- Born: January 10, 1897
- Died: March 19, 1978 (aged 81)

= Oswald Jonas =

Austrian musicologist (1897–1978)

Oswald Jonas (January 10, 1897 – March 19, 1978) was a music theorist and musicologist, and student of Heinrich Schenker. Despite Schenker's conservative nationalist views Jonas was an admirer of Karl Kraus.

In 1935, Jonas founded the Schenker Institut and began publishing Der Dreiklang with Felix Salzer. The Oswald Jonas Memorial Collection, housed at the University of California, Riverside Library, holds the complete diaries of Schenker and much of the correspondence and manuscripts of Erwin Ratz, Jonas's first student. His primary students include Felix Salzer, Ernst Oster, and Sylvan Kalib.

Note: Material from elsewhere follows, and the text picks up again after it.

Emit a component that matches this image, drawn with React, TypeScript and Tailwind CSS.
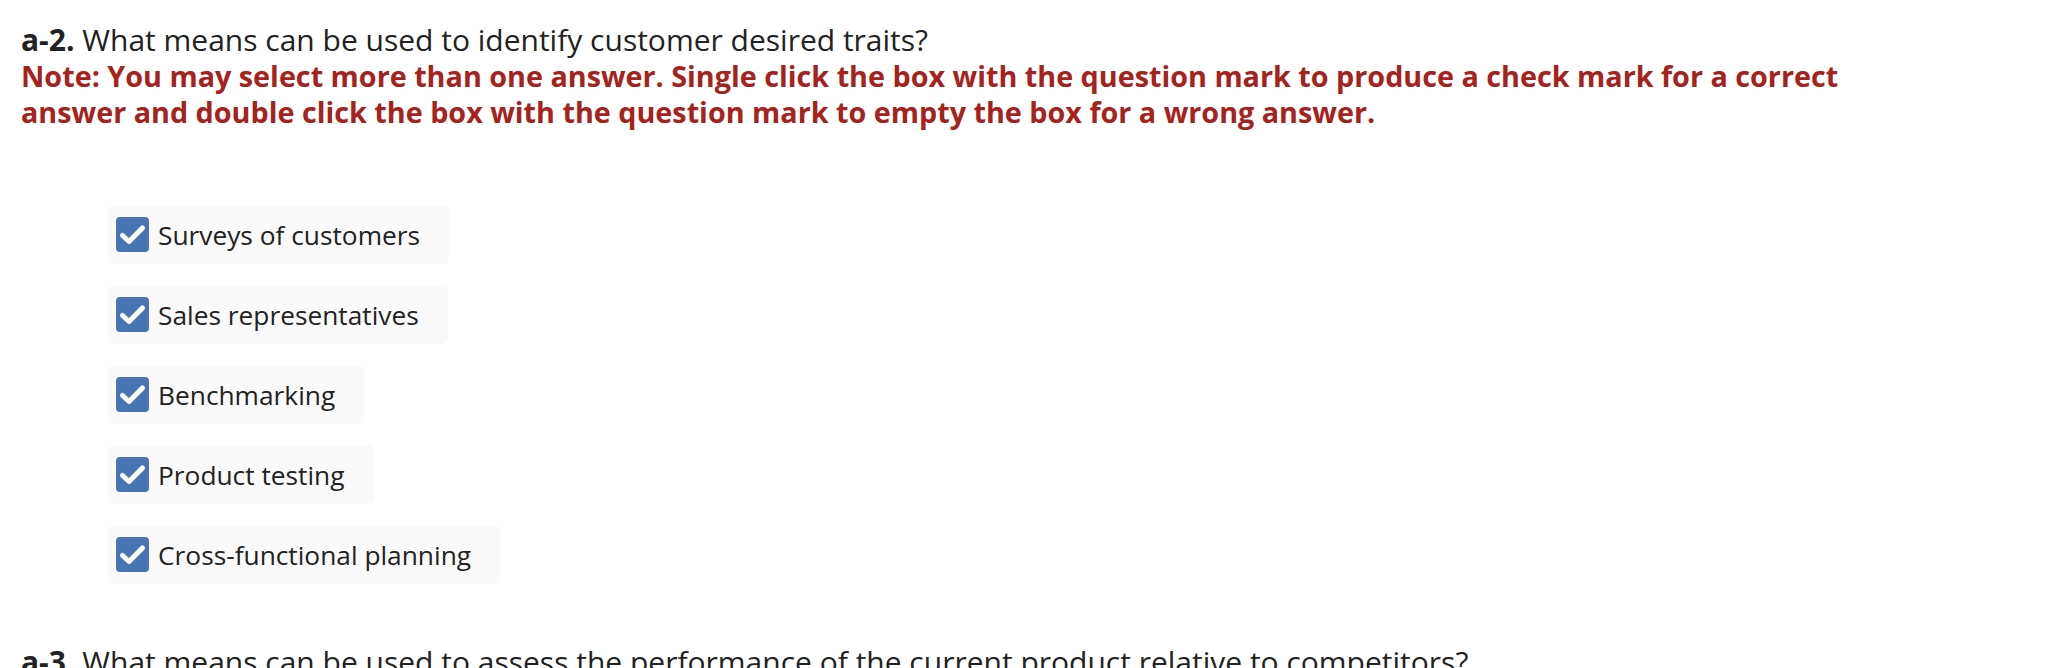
const options = [
  "Surveys of customers",
  "Sales representatives",
  "Benchmarking",
  "Product testing",
  "Cross-functional planning",
];

function CheckBox() {
  return (
    <span className="flex h-[35px] w-[33px] shrink-0 items-center justify-center rounded-[4px] bg-[#4874b4]">
      <svg width="33" height="35" viewBox="0 0 33 35" fill="none">
        <path
          d="M6.5 18.5 L13 24.5 L26.5 11"
          stroke="#fff"
          strokeWidth="5"
          strokeLinecap="round"
          strokeLinejoin="round"
        />
      </svg>
    </span>
  );
}

export default function App() {
  return (
    <div className="h-[668px] overflow-hidden bg-white font-['Open_Sans','Liberation_Sans',sans-serif] leading-[36px] text-[#222]">
      <div className="pl-[21px] pt-[22px]">
        <p className="text-[30px]">
          <span className="font-bold">a-2.</span> What means can be used to identify customer desired traits?
        </p>
        <p className="max-w-[1850px] text-[28.75px] font-bold text-[#a5221d]">
          Note: You may select more than one answer. Single click the box with the question mark to produce a check mark for a correct answer and double click the box with the question mark to empty the box for a wrong answer.
        </p>
      </div>

      <div className="mt-[75px] flex flex-col items-start gap-[21px] pl-[108px] text-[26.3px]">
        {options.map((o) => (
          <div
            key={o}
            className="flex h-[59px] items-center gap-[9px] rounded-[6px] bg-[#fafafa] pl-[8px] pr-[29px]"
          >
            <CheckBox />
            <span>{o}</span>
          </div>
        ))}
      </div>

      <p className="mt-[60px] pl-[21px] text-[30px]">
        <span className="font-bold">a-3.</span> What means can be used to assess the performance of the current product relative to competitors?
      </p>
    </div>
  );
}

He taught at Roosevelt University in Chicago from 1941 to 1964, and then until his death he taught at the University of California Riverside, where his materials, as well as Schenker's Nachlass, is deposited in the Special Collections Library.

==See also==
- Klang (music)
- Schenkerian analysis

==Bibliography==
- (1982). Introduction to the Theory of Heinrich Schenker (1934: Das Wesen des musikalischen Kunstwerks: Eine Einführung in die Lehre Heinrich Schenkers). Trans. John Rothgeb. ISBN 0-582-28227-6.